There are a number of published experiments in this area,
not least of which is Foundry’s own research collaboration with Figment
Productions and University of Surrey to create a cinematic live-action VR experience,
Kinch & The Double World, using light fields.
The longer term appeal is much more intriguing.
“If we can capture the light falling on a camera (rather
than just 2D images made from that light) and we can have a post-production
workflow that deals with light (not 2D images), and we can also have displays
that shine the light back at the viewer, so they feel like they are looking
through a window, then we’ve truly made a creative transition,” says Robinson.
A studio would have to be convinced that the burden of this
technology (in rig size and in data size) provides benefits that outweigh the
pain.
“The missing piece here is the display,” says Robinson.
“Once we have genuine proof of light field displays that have the potential to
reach consumers, then that changes the motivation completely. It’ll become
worth the pain, to create something different.”
Camera developer Red is about to launch a smartphone
intended to help cinematographers view and possibly even calibrate the z
(depth) coordinates of a scene.
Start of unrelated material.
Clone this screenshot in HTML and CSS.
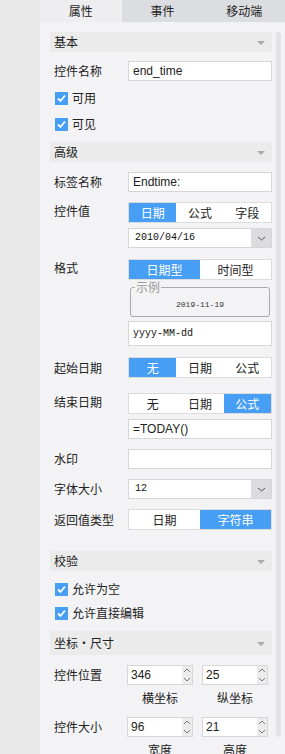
FILE: index.html
```html
<!DOCTYPE html>
<html lang="zh-CN">
  <head>
    <meta charset="UTF-8" />
    <meta name="viewport" content="width=device-width, initial-scale=1.0" />
    <title>属性面板</title>
    <link rel="stylesheet" href="styles.css">
  </head>
  <body>
    <div class="app">
      <div class="side"></div>
      <div class="panel">
        <div class="tabs">
          <div class="tab active">属性</div>
          <div class="tab">事件</div>
          <div class="tab">移动端</div>
        </div>
        <div class="body">
          <div class="content">

            <div class="sec-head">基本<span class="caret"></span></div>
            <div class="row gap9">
              <div class="label">控件名称</div>
              <div class="ctrl"><div class="input latin">end_time</div></div>
            </div>
            <div class="check first"><span class="box"><svg viewBox="0 0 13 13" width="13" height="13"><polyline points="3,6.5 5.5,9 10,3.5" fill="none" stroke="#fff" stroke-width="1.8"/></svg></span>可用</div>
            <div class="check"><span class="box"><svg viewBox="0 0 13 13" width="13" height="13"><polyline points="3,6.5 5.5,9 10,3.5" fill="none" stroke="#fff" stroke-width="1.8"/></svg></span>可见</div>

            <div class="sec-head gap5">高级<span class="caret"></span></div>
            <div class="row gap10">
              <div class="label">标签名称</div>
              <div class="ctrl"><div class="input latin">Endtime:</div></div>
            </div>
            <div class="row gap10">
              <div class="label top">控件值</div>
              <div class="ctrl">
                <div class="seg">
                  <div class="seg-item on">日期</div>
                  <div class="seg-item">公式</div>
                  <div class="seg-item">字段</div>
                </div>
                <div class="select gap5">
                  <span class="mono">2010/04/16</span>
                  <span class="drop"><svg viewBox="0 0 9 5" width="9" height="5"><polyline points="1,1 4.5,4 8,1" fill="none" stroke="#555" stroke-width="1"/></svg></span>
                </div>
              </div>
            </div>
            <div class="row gap11">
              <div class="label top">格式</div>
              <div class="ctrl">
                <div class="seg">
                  <div class="seg-item on">日期型</div>
                  <div class="seg-item">时间型</div>
                </div>
                <div class="sample">
                  <span class="sample-legend">示例</span>
                  <div class="sample-text">2019-11-19</div>
                </div>
                <div class="input tall mono">yyyy-MM-dd</div>
              </div>
            </div>
            <div class="row gap11">
              <div class="label">起始日期</div>
              <div class="ctrl">
                <div class="seg">
                  <div class="seg-item on">无</div>
                  <div class="seg-item">日期</div>
                  <div class="seg-item">公式</div>
                </div>
              </div>
            </div>
            <div class="row gap15">
              <div class="label top">结束日期</div>
              <div class="ctrl">
                <div class="seg">
                  <div class="seg-item">无</div>
                  <div class="seg-item">日期</div>
                  <div class="seg-item on">公式</div>
                </div>
                <div class="input latin gap5">=TODAY()</div>
              </div>
            </div>
            <div class="row gap10">
              <div class="label">水印</div>
              <div class="ctrl"><div class="input"></div></div>
            </div>
            <div class="row gap10">
              <div class="label">字体大小</div>
              <div class="ctrl">
                <div class="select">
                  <span class="mono">12</span>
                  <span class="drop"><svg viewBox="0 0 9 5" width="9" height="5"><polyline points="1,1 4.5,4 8,1" fill="none" stroke="#555" stroke-width="1"/></svg></span>
                </div>
              </div>
            </div>
            <div class="row gap10">
              <div class="label">返回值类型</div>
              <div class="ctrl">
                <div class="seg">
                  <div class="seg-item">日期</div>
                  <div class="seg-item on">字符串</div>
                </div>
              </div>
            </div>

            <div class="sec-head gap21">校验<span class="caret"></span></div>
            <div class="check small first6"><span class="box"><svg viewBox="0 0 13 13" width="13" height="13"><polyline points="3,6.5 5.5,9 10,3.5" fill="none" stroke="#fff" stroke-width="1.8"/></svg></span>允许为空</div>
            <div class="check small"><span class="box"><svg viewBox="0 0 13 13" width="13" height="13"><polyline points="3,6.5 5.5,9 10,3.5" fill="none" stroke="#fff" stroke-width="1.8"/></svg></span>允许直接编辑</div>

            <div class="sec-head tall gap6">坐标·尺寸<span class="caret"></span></div>
            <div class="row gap10">
              <div class="label">控件位置</div>
              <div class="ctrl pair">
                <div class="spin">
                  <span class="spin-val">346</span>
                  <span class="spin-btn">
                    <svg viewBox="0 0 8 5" width="8" height="5"><polyline points="1,4 4,1 7,4" fill="none" stroke="#777" stroke-width="1"/></svg>
                    <svg viewBox="0 0 8 5" width="8" height="5"><polyline points="1,1 4,4 7,1" fill="none" stroke="#777" stroke-width="1"/></svg>
                  </span>
                </div>
                <div class="spin">
                  <span class="spin-val">25</span>
                  <span class="spin-btn">
                    <svg viewBox="0 0 8 5" width="8" height="5"><polyline points="1,4 4,1 7,4" fill="none" stroke="#777" stroke-width="1"/></svg>
                    <svg viewBox="0 0 8 5" width="8" height="5"><polyline points="1,1 4,4 7,1" fill="none" stroke="#777" stroke-width="1"/></svg>
                  </span>
                </div>
              </div>
            </div>
            <div class="captions">
              <span>横坐标</span>
              <span>纵坐标</span>
            </div>
            <div class="row gap11">
              <div class="label">控件大小</div>
              <div class="ctrl pair">
                <div class="spin">
                  <span class="spin-val">96</span>
                  <span class="spin-btn">
                    <svg viewBox="0 0 8 5" width="8" height="5"><polyline points="1,4 4,1 7,4" fill="none" stroke="#777" stroke-width="1"/></svg>
                    <svg viewBox="0 0 8 5" width="8" height="5"><polyline points="1,1 4,4 7,1" fill="none" stroke="#777" stroke-width="1"/></svg>
                  </span>
                </div>
                <div class="spin">
                  <span class="spin-val">21</span>
                  <span class="spin-btn">
                    <svg viewBox="0 0 8 5" width="8" height="5"><polyline points="1,4 4,1 7,4" fill="none" stroke="#777" stroke-width="1"/></svg>
                    <svg viewBox="0 0 8 5" width="8" height="5"><polyline points="1,1 4,4 7,1" fill="none" stroke="#777" stroke-width="1"/></svg>
                  </span>
                </div>
              </div>
            </div>
            <div class="captions">
              <span>宽度</span>
              <span>高度</span>
            </div>

          </div>
          <div class="scrollbar"></div>
        </div>
      </div>
    </div>
  </body>
</html>
```

FILE: styles.css
```css
* {
  box-sizing: border-box;
}
body {
  margin: 0;
  font-family: "Noto Sans CJK SC", "Liberation Sans", sans-serif;
  font-size: 12px;
  line-height: 16px;
  color: #222;
}
.app {
  display: flex;
  height: 754px;
  overflow: hidden;
}
.side {
  width: 40px;
  background: #e8e8e8;
}
.panel {
  width: 245px;
  background: #f3f3f5;
}

/* tabs */
.tabs {
  display: flex;
  height: 22px;
  background: #dcdde0;
}
.tab {
  flex: 1;
  text-align: center;
  line-height: 22px;
}
.tab.active {
  background: #eeeef0;
}

.body {
  display: flex;
  padding-left: 10px;
}
.content {
  width: 222px;
  padding-top: 10px;
}
.scrollbar {
  width: 5px;
  height: 705px;
  margin-left: 4px;
  margin-top: 10px;
  background: #e3e3e5;
  border-radius: 3px;
}

/* section headers */
.sec-head {
  display: flex;
  align-items: center;
  justify-content: space-between;
  height: 20px;
  padding: 0 7px 0 4px;
  background: #ebebeb;
}
.sec-head.tall {
  height: 24px;
}
.caret {
  width: 0;
  height: 0;
  margin-top: 2px;
  border-left: 4px solid transparent;
  border-right: 4px solid transparent;
  border-top: 4px solid #aaa;
}

/* spacing */
.gap5 { margin-top: 5px; }
.gap6 { margin-top: 6px; }
.gap9 { margin-top: 9px; }
.gap10 { margin-top: 10px; }
.gap11 { margin-top: 11px; }
.gap15 { margin-top: 15px; }
.gap21 { margin-top: 21px; }

/* form rows */
.row {
  display: flex;
  align-items: center;
}
.row:has(.top) {
  align-items: flex-start;
}
.label {
  width: 78px;
  padding-left: 4px;
  flex-shrink: 0;
}
.label.top {
  padding-top: 1px;
}
.ctrl {
  width: 144px;
}
.input {
  height: 20px;
  padding-left: 4px;
  background: #fff;
  border: 1px solid #d6d6d6;
  line-height: 18px;
  white-space: nowrap;
}
.input.tall {
  height: 25px;
  line-height: 23px;
}
.latin {
  font-family: "Liberation Sans", Arial, sans-serif;
  font-size: 12px;
}
.mono {
  font-family: "Liberation Mono", monospace;
  font-size: 10px;
  color: #111;
}

/* checkboxes */
.check {
  display: flex;
  align-items: center;
  height: 26px;
  padding-left: 5px;
}
.check.first {
  margin-top: 4px;
}
.check.small {
  height: 24px;
}
.check.first6 {
  margin-top: 6px;
}
.box {
  display: flex;
  width: 13px;
  height: 13px;
  margin-right: 4px;
  background: #469ef5;
}

/* segmented buttons */
.seg {
  display: flex;
  height: 21px;
  background: #fff;
  border: 1px solid #dcdcdc;
}
.seg-item {
  flex: 1;
  text-align: center;
  line-height: 19px;
}
.seg-item.on {
  background: #469ef5;
  color: #fff;
}

/* select */
.select {
  display: flex;
  align-items: center;
  height: 20px;
  padding-left: 6px;
  background: #fff;
  border: 1px solid #d6d6d6;
}
.select .mono {
  flex: 1;
}
.drop {
  display: flex;
  align-items: center;
  justify-content: center;
  width: 20px;
  height: 18px;
  background: #dcdcde;
}

/* sample box */
.sample {
  position: relative;
  height: 30px;
  margin: 7px 2px 4px;
  border: 1px solid #a9a9a9;
  border-radius: 3px;
}
.sample-legend {
  position: absolute;
  top: -8px;
  left: 4px;
  padding: 0 1px;
  background: #f3f3f5;
  color: #999;
  line-height: 14px;
}
.sample-text {
  padding-top: 11px;
  text-align: center;
  font-family: "Liberation Mono", monospace;
  font-size: 8px;
  line-height: 12px;
  color: #333;
}

/* spinners */
.pair {
  display: flex;
  gap: 9px;
  margin-left: -1px;
}
.spin {
  display: flex;
  width: 66px;
  height: 20px;
  background: #fff;
  border: 1px solid #d6d6d6;
}
.spin-val {
  flex: 1;
  padding-left: 3px;
  font-family: "Liberation Sans", Arial, sans-serif;
  line-height: 18px;
}
.spin-btn {
  display: flex;
  flex-direction: column;
  align-items: center;
  justify-content: space-around;
  width: 10px;
  background: #ececec;
}
.captions {
  display: flex;
  gap: 9px;
  margin-top: 5px;
  padding-left: 77px;
}
.captions span {
  width: 66px;
  text-align: center;
}
```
Hydrogen One is believed to feature a 5.7-inch
screen made by Silicon Valley display maker Leia Inc which uses ‘diffractive
lightfield backlighting’ to show what Red calls 4-View (4V) holographics.
Red is also launching the ‘Hydrogen Network,’ platform to
share or sell 4V content.
Just as cinematographers working over the last ten years
have adjusted to working digitally, so the cinematographer of the not too
distant future might be re-imagined as a sculptor of light, a description not a
million miles removed from how many DPs already view their art.